# Task description
From the very first line of the data to the line containing "border-top: 3px solid", retype everything exactly, leaving the pictures behind.

# Provided data
---+---
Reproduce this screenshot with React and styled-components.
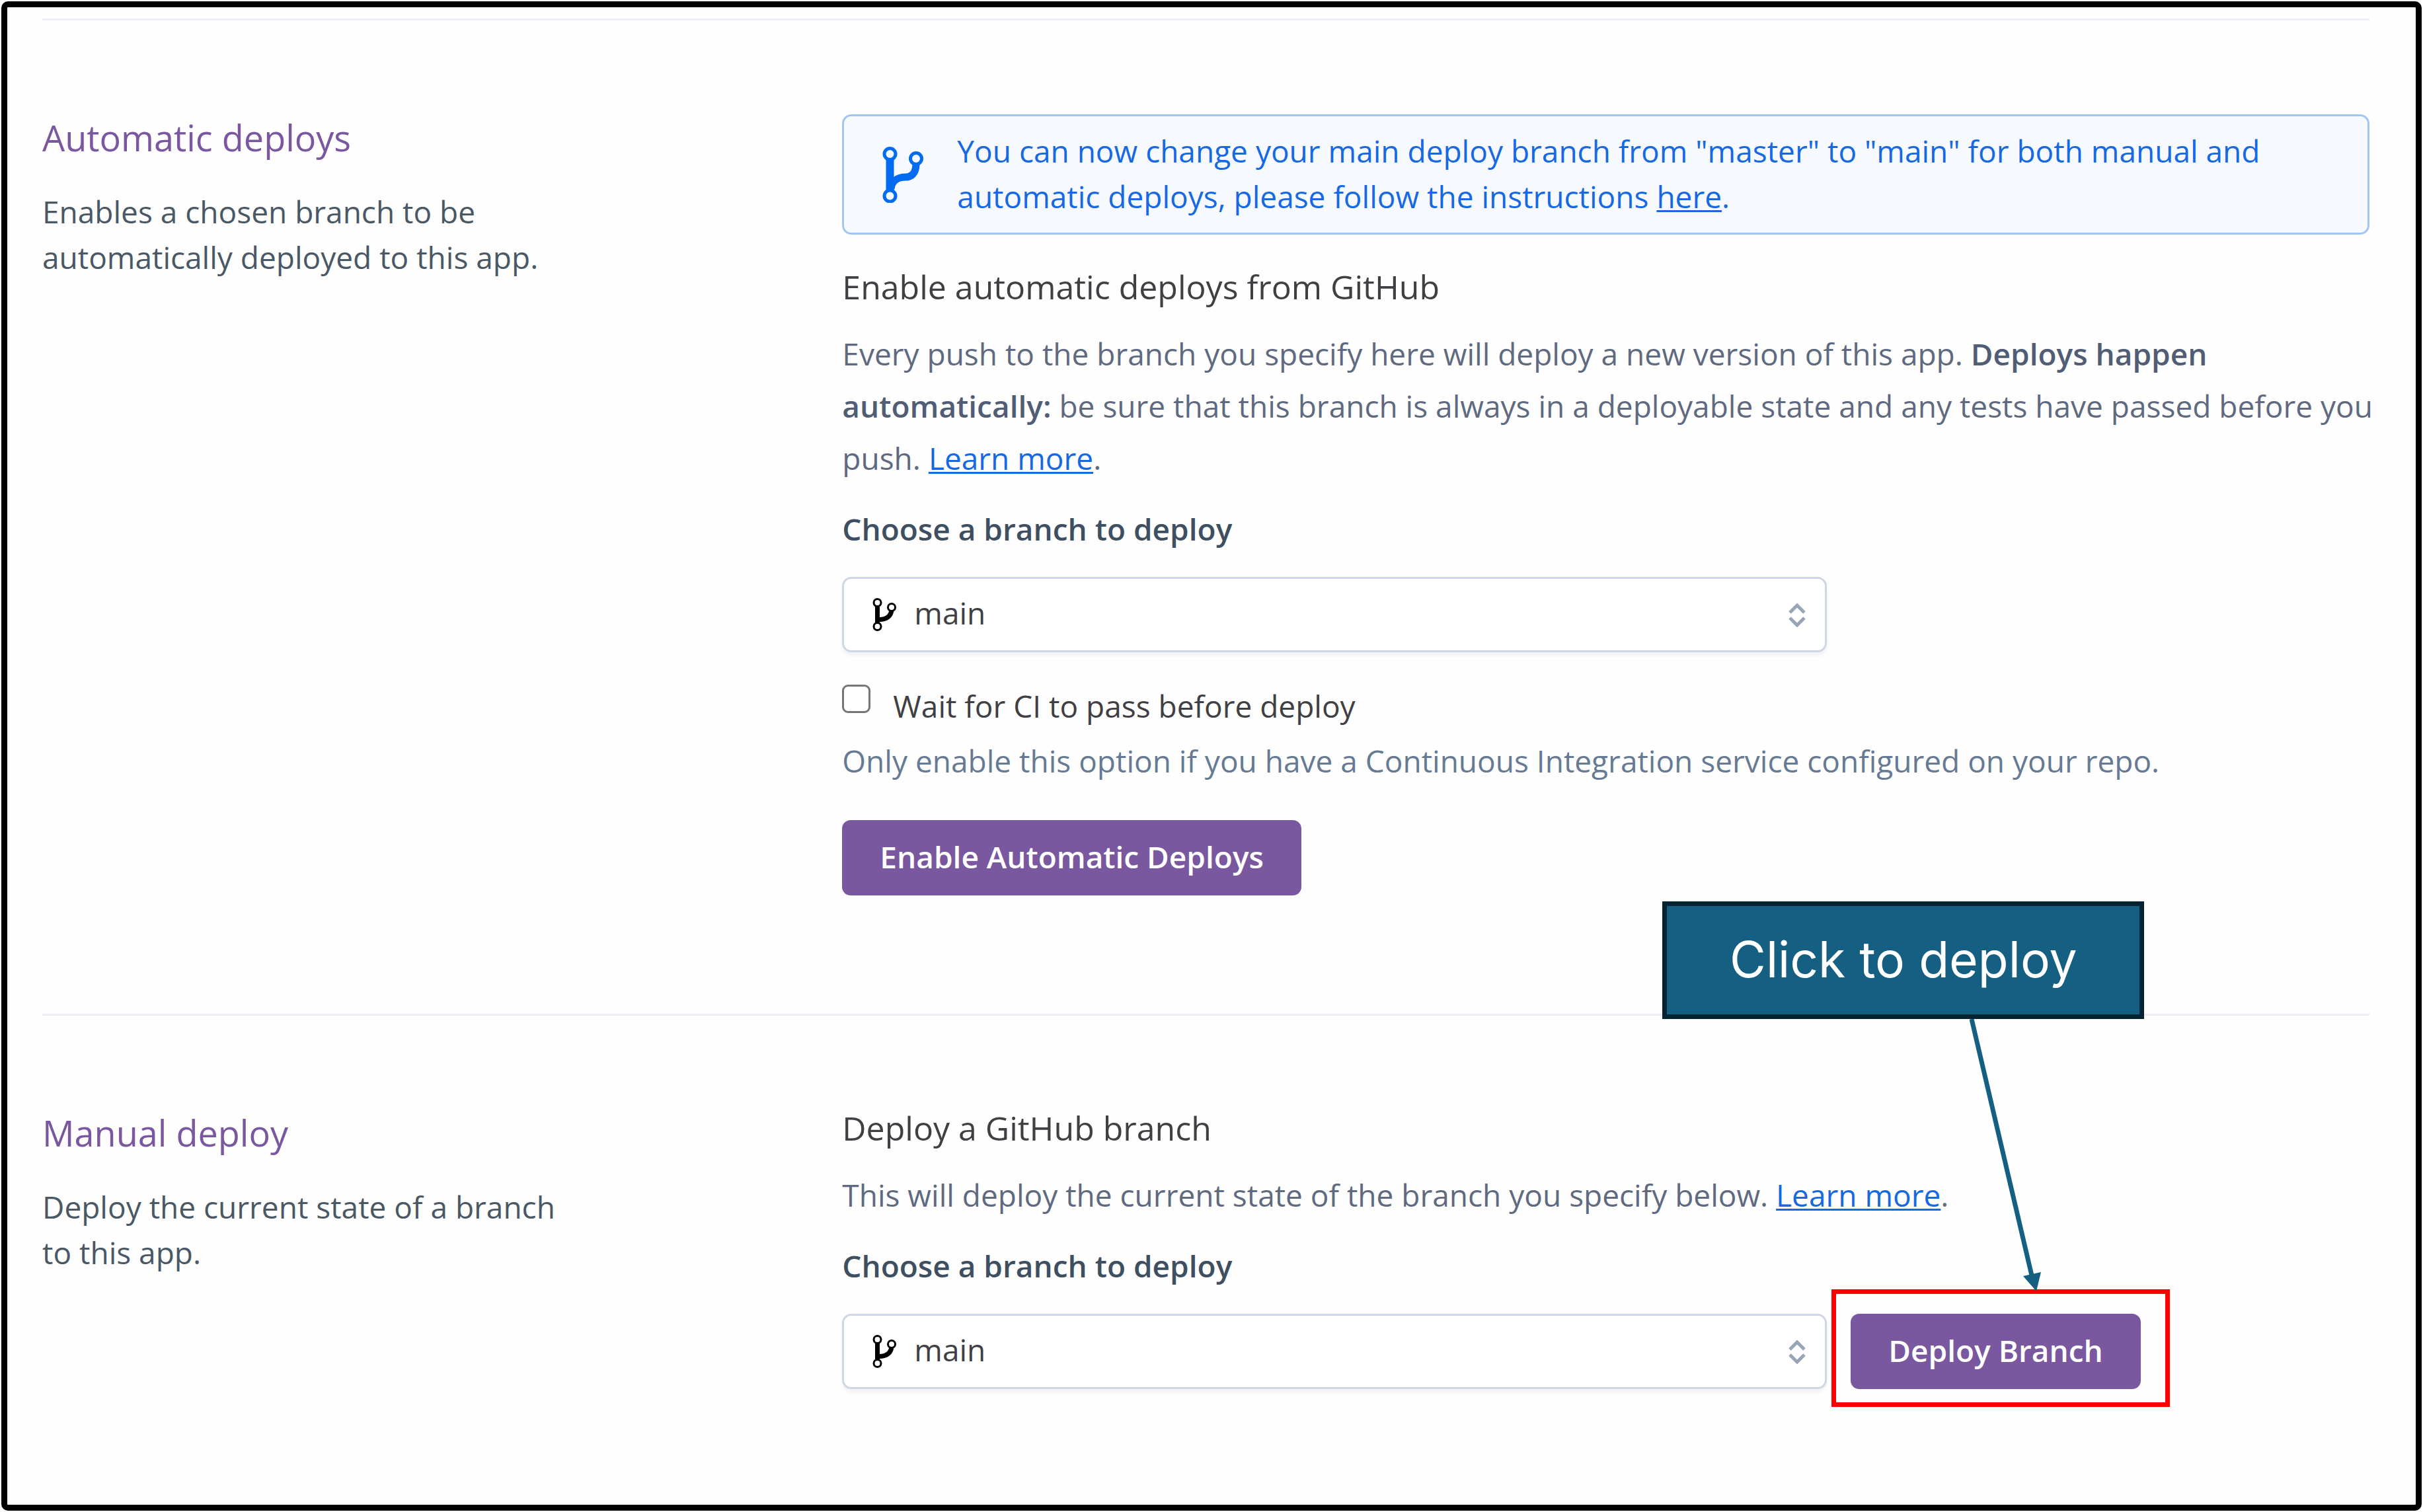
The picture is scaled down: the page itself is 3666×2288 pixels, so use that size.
import React from "react";
import styled, { createGlobalStyle } from "styled-components";

const color = {
  purple: "#79589f",
  blue: "#1669e3",
  icon: "#016cf0",
  ink: "#3f3f44",
  slate: "#4a5866",
  body: "#5f6a80",
  label: "#3f4f62",
  help: "#667a94",
  rule: "#ebeef5",
  field: "#cfd7e6",
  callout: "#156082",
};

const GlobalStyle = createGlobalStyle`
  *, *::before, *::after { box-sizing: border-box; }
  body {
    margin: 0;
    background: #fff;
    font-family: "Open Sans", "Noto Sans", sans-serif;
    font-size: 46px;
    line-height: 69px;
  }
  h2, h3, p { margin: 0; font-weight: 400; }
  button, select, input { font: inherit; margin: 0; }
`;

const Frame = styled.main`
  margin: 2px;
  min-height: calc(100vh - 4px);
  padding: 17px 70px 0 53px;
  border: 9px solid #000;
  border-radius: 10px;
  background: #fefefe;
`;

const Section = styled.section`
  display: grid;
  grid-template-columns: 11fr 21fr;
  padding: 142px 0 179px;
  border-top: 3px solid ${color.rule};

  &:last-child { padding-bottom: 142px; }
`;

const Intro = styled.div`
  display: flex;
  flex-direction: column;
  gap: 43px;
  max-width: 800px;
`;

const Title = styled.h2`
  font-size: 54px;
  line-height: 70px;
  color: ${color.purple};
`;

const Summary = styled.p`
  color: ${color.slate};
`;

const Content = styled.div`
  display: flex;
  flex-direction: column;
  min-width: 0;
`;

const Alert = styled.div`
  display: flex;
  align-items: center;
  gap: 50px;
  margin-bottom: 51px;
  padding: 18px 56px 20px 57px;
  border: 3px solid #a3c6f1;
  border-radius: 14px;
  background: #f6faff;
  color: ${color.blue};

  svg { flex: none; }
`;

const Link = styled.a`
  color: ${color.blue};
  text-decoration: underline;
  text-decoration-thickness: 3px;
  text-underline-offset: 3px;
  text-decoration-skip-ink: none;
`;

const Heading = styled.h3`
  margin-bottom: 34px;
  font-size: 50px;
  line-height: 56px;
  color: ${color.ink};
`;

const Paragraph = styled.p`
  margin: 0 -24px 39px 0;
  line-height: 79px;
  color: ${color.body};
`;

const Strong = styled.strong`
  font-weight: 600;
  color: #505d74;
`;

const FieldLabel = styled.label`
  margin-bottom: 45px;
  font-weight: 600;
  line-height: 56px;
  color: ${color.label};
`;

const FieldRow = styled.div`
  display: flex;
  gap: 36px;
`;

const SelectBox = styled.div`
  position: relative;
  flex: 0 1 1490px;
  min-width: 0;
`;

const Select = styled.select`
  display: block;
  appearance: none;
  width: 100%;
  height: 114px;
  padding: 0 106px 6px;
  border: 3px solid ${color.field};
  border-radius: 14px;
  background: #fff;
  box-shadow: 0 5px 5px rgba(40, 50, 110, 0.06);
  color: ${color.ink};
`;

const SelectMark = styled.span`
  position: absolute;
  top: 50%;
  ${({ $side }) => ($side === "left" ? "left: 46px" : "right: 30px")};
  display: flex;
  transform: translateY(-50%);
  pointer-events: none;
`;

const CheckLabel = styled.label`
  display: flex;
  align-items: flex-start;
  gap: 34px;
  margin: 47px 0 14px;
  color: ${color.ink};
`;

const Checkbox = styled.input`
  appearance: none;
  width: 43px;
  height: 43px;
  margin-top: 2px;
  border: 3px solid #767676;
  border-radius: 9px;
  background: #fff;
`;

const Help = styled.p`
  margin-bottom: 55px;
  color: ${color.help};
`;

const Button = styled.button`
  align-self: flex-start;
  height: 114px;
  padding: 0 57px 4px;
  border: 0;
  border-radius: 13px;
  background: ${color.purple};
  color: #fff;
  font-weight: 600;
  white-space: nowrap;
`;

const Annotated = styled.div`
  position: relative;
  display: flex;
`;

const Highlight = styled.span`
  position: absolute;
  inset: -37px -44px -27px -29px;
  border: 7px solid #f00;
  pointer-events: none;
`;

const Callout = styled.div`
  position: absolute;
  left: -285px;
  bottom: 560px;
  display: flex;
  align-items: center;
  justify-content: center;
  width: 729px;
  height: 178px;
  padding-bottom: 3px;
  border: 7px solid #042433;
  background: ${color.callout};
  color: #fff;
  font-family: Inter, sans-serif;
  font-size: 75px;
  line-height: 90px;
`;

const Arrow = styled.svg`
  position: absolute;
  left: 180px;
  bottom: 146px;
`;

function AlertIcon() {
  return (
    <svg width="64" height="88" viewBox="0 -2 64 88" fill="none" aria-hidden="true">
      <path d="M12.5 20V69" stroke={color.icon} strokeWidth="12" />
      <path d="M52 27C52 41 45 47 36 47C24 47 15 53 14 65" stroke={color.icon} strokeWidth="11" />
      <g fill="#f6faff" stroke={color.icon} strokeWidth="5">
        <circle cx="12.5" cy="12" r="8.5" />
        <circle cx="52" cy="19" r="8.5" />
        <circle cx="12.5" cy="75.5" r="8.5" />
      </g>
    </svg>
  );
}

function BranchIcon() {
  return (
    <svg width="37" height="52" viewBox="0 0 37 52" fill="none" aria-hidden="true">
      <path d="M7.5 12V42" stroke="#000" strokeWidth="7" />
      <path d="M29 19C28 28 22 34 9 33.5" stroke="#000" strokeWidth="7" />
      <g fill="#fff" stroke="#000" strokeWidth="3">
        <circle cx="7.5" cy="8" r="5.5" />
        <circle cx="29" cy="15" r="5.5" />
        <circle cx="7.5" cy="44" r="5.5" />
      </g>
    </svg>
  );
}

function SortIcon() {
  return (
    <svg width="30" height="38" viewBox="0 0 30 38" fill="none" aria-hidden="true">
      <path d="M4 16L15 5L26 16M4 24L15 35L26 24" stroke="#98a5b7" strokeWidth="5" />
    </svg>
  );
}

function BranchSelect({ id }) {
  return (
    <SelectBox>
      <Select id={id} defaultValue="main">
        <option value="main">main</option>
      </Select>
      <SelectMark $side="left">
        <BranchIcon />
      </SelectMark>
      <SelectMark $side="right">
        <SortIcon />
      </SelectMark>
    </SelectBox>
  );
}

export default function App() {
  return (
    <>
      <GlobalStyle />
      <Frame>
        <Section>
          <Intro>
            <Title>Automatic deploys</Title>
            <Summary>Enables a chosen branch to be automatically deployed to this app.</Summary>
          </Intro>
          <Content>
            <Alert>
              <AlertIcon />
              <p>
                You can now change your main deploy branch from "master" to "main" for both manual and
                automatic deploys, please follow the instructions <Link href="#instructions">here</Link>.
              </p>
            </Alert>
            <Heading>Enable automatic deploys from GitHub</Heading>
            <Paragraph>
              Every push to the branch you specify here will deploy a new version of this app.{" "}
              <Strong>Deploys happen automatically:</Strong> be sure that this branch is always in a
              deployable state and any tests have passed before you push.{" "}
              <Link href="#automatic">Learn more</Link>.
            </Paragraph>
            <FieldLabel htmlFor="auto-branch">Choose a branch to deploy</FieldLabel>
            <FieldRow>
              <BranchSelect id="auto-branch" />
            </FieldRow>
            <CheckLabel>
              <Checkbox type="checkbox" />
              Wait for CI to pass before deploy
            </CheckLabel>
            <Help>
              Only enable this option if you have a Continuous Integration service configured on your
              repo.
            </Help>
            <Button type="button">Enable Automatic Deploys</Button>
          </Content>
        </Section>
        <Section>
          <Intro>
            <Title>Manual deploy</Title>
            <Summary>Deploy the current state of a branch to this app.</Summary>
          </Intro>
          <Content>
            <Heading>Deploy a GitHub branch</Heading>
            <Paragraph>
              This will deploy the current state of the branch you specify below.{" "}
              <Link href="#manual">Learn more</Link>.
            </Paragraph>
            <FieldLabel htmlFor="manual-branch">Choose a branch to deploy</FieldLabel>
            <FieldRow>
              <BranchSelect id="manual-branch" />
              <Annotated>
                <Button type="button">Deploy Branch</Button>
                <Highlight />
                <Callout>Click to deploy</Callout>
                <Arrow width="110" height="414" viewBox="0 0 110 414" aria-hidden="true">
                  <path d="M3 0L94 388" stroke={color.callout} strokeWidth="7" fill="none" />
                  <path d="M81 389L108 383L101 412Z" fill={color.callout} />
                </Arrow>
              </Annotated>
            </FieldRow>
          </Content>
        </Section>
      </Frame>
    </>
  );
}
---+---
# Completed task
Reproduce this screenshot with React and styled-components.
The picture is scaled down: the page itself is 3666×2288 pixels, so use that size.
import React from "react";
import styled, { createGlobalStyle } from "styled-components";

const color = {
  purple: "#79589f",
  blue: "#1669e3",
  icon: "#016cf0",
  ink: "#3f3f44",
  slate: "#4a5866",
  body: "#5f6a80",
  label: "#3f4f62",
  help: "#667a94",
  rule: "#ebeef5",
  field: "#cfd7e6",
  callout: "#156082",
};

const GlobalStyle = createGlobalStyle`
  *, *::before, *::after { box-sizing: border-box; }
  body {
    margin: 0;
    background: #fff;
    font-family: "Open Sans", "Noto Sans", sans-serif;
    font-size: 46px;
    line-height: 69px;
  }
  h2, h3, p { margin: 0; font-weight: 400; }
  button, select, input { font: inherit; margin: 0; }
`;

const Frame = styled.main`
  margin: 2px;
  min-height: calc(100vh - 4px);
  padding: 17px 70px 0 53px;
  border: 9px solid #000;
  border-radius: 10px;
  background: #fefefe;
`;

const Section = styled.section`
  display: grid;
  grid-template-columns: 11fr 21fr;
  padding: 142px 0 179px;
  border-top: 3px solid ${color.rule};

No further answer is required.